SYDNEY, Sept 29 2017 : Asian shares tried to regain some poise today after a tough week in which the gathering risk of a U.S. rate rise lifted Treasury yields toward nine-year highs and boosted borrowing costs across the region.
Activity seemed mainly confined to book-squaring for the end of the month and quarter, and moves in markets were modest at best.
MSCI’s broadest index of Asia-Pacific shares outside Japan inched up 0.1 percent, but was still down a sizable 2.1 percent for the week so far.
Many markets in the region have been cold shouldered this week as investors priced in a greater probability of a rate hike from the Federal Reserve in December.
Fed funds futures imply around a 73 percent chance of a move at the Dec. 12-13 policy meeting.
As a result, yields on two-year Treasuries reached a near nine-year top before pulling back a touch to 1.46 percent on Friday. They had been as low as 1.254 percent early in September.
Adding to the upward pressure was President Donald Trump’s proposals for steep tax cuts which, if passed, could benefit U.S. corporations’ profit margins.
“As tax negotiations intensify, significant procedural, fiscal and political constraints are likely to become apparent,” cautioned Richard Franulovich, an analyst at Westpac, while noting the economic benefits of the plan were also in doubt.

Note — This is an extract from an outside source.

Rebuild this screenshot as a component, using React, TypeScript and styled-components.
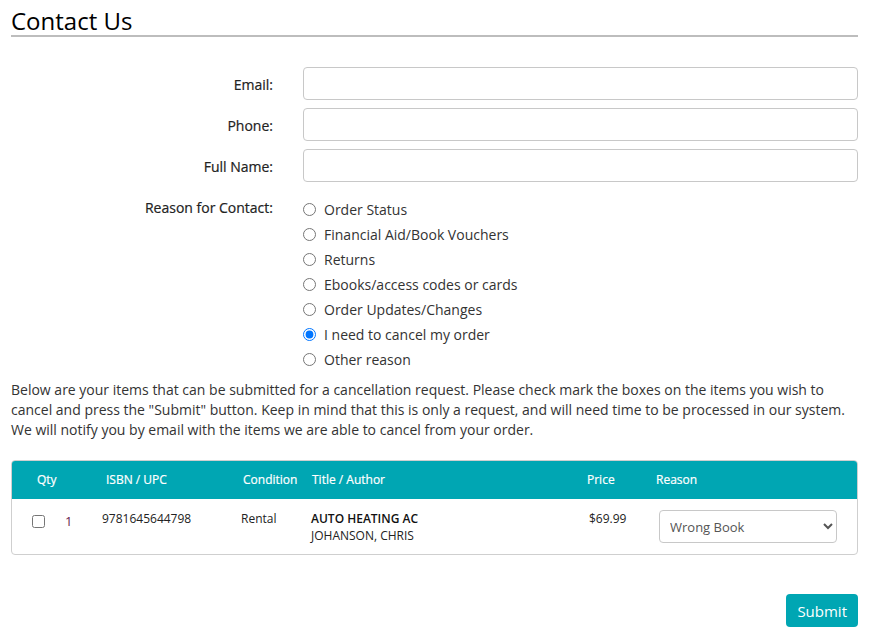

“The size of the tax cut is simply too large to be realistic and repealing deductions will prove politically difficult.”
Still, a tax cut that made U.S. equities more attractive while lifting the dollar and Treasury yields would likely prove negative for emerging markets, particularly those that relied heavily on foreign investment.
The risk alone was enough to rattle share, bond and currency markets in Asia yesterday, and they will remain vulnerable to headlines on the tax package as it moves through Congress.
The jump in Treasury yields proved a much-needed tonic for the U.S. dollar. Against a basket of currencies the dollar index was up 0.12 percent on Friday at 93.197, to hold gains of 1.1 percent this week.
The euro EUR= held at $1.1778, having bounced from a six-week trough of $1.1715, but was still down 1.5 percent for the week so far. If it remains there, that would be the largest weekly loss since November 2016.
The dollar was also on track for its third week of gains on the Japanese yen at 112.55 JPY=, though it failed to sustain a peak of 113.26.
All three were at or near record highs, stirring concerns about rich valuations. The forward price-to-earnings ratio on the S&P stood at 17.9 compared with its long-term average of 15.1, while the forward on the Russell is 26.3 against an average of 21.3.
Important data on inflation from the European Union and the United States are due later in the session, along with economic growth figures in Canada.
The EU also faces more political uncertainty on Sunday when Catalan separatists are set to defy Spanish efforts to block an independence referendum.
In commodity markets, oil prices were trading modestly firmer in early Asia having touched two-year peaks early in the week.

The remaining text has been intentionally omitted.